Old picture of the author wearing Anglican choir habit.

Old picture of the author wearing Anglican choir habit.

Evensong is a peculiar Anglican creature. It is the liturgy that has become the most distinctively Anglican, and has become a treasured bulwark of tradition. This article is a little, geeky exploration of what is Evensong and its sub-species.

The word ‘Evensong’ is first documented by the OED in the Old English of the Canons of Ælfric (c. 1000) as æfen-sang. Until the Reformation, this English word was used to describe the office of Vespers, the seventh of the round of eight daily offices, said just before sunset.

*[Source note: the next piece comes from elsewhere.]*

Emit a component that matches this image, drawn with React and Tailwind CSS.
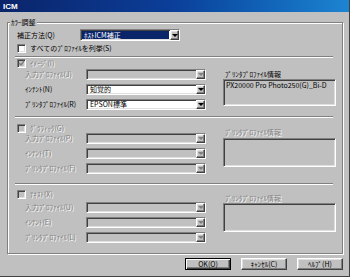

Archbishop Thomas Cranmer produced two drafts of how the reformed Church of England should pray each day. The first, more radical plan was to consolidate the eight offices down to two. When, eventually, Henry Tudor junior died, Cranmer was free to produce the first Book of Common Prayer, published 1549. Its two daily offices were named ‘Matins’ and ‘Evensong’ (the former being the name of the first of the pre-Reformation offices, which also had the colourful Old English name uht-sang, which persisted as ‘Oughtensong’ in Middle English). With Cranmer’s revised Prayer Book of 1552, the quaint (or poetic) names of the two offices were officially replaced with the more robust (or prosaic) ‘Morning and Evening Prayer’. Yet the old names continued to live on, to the extent that it is rather daft to speak of ‘Choral Evening Prayer’.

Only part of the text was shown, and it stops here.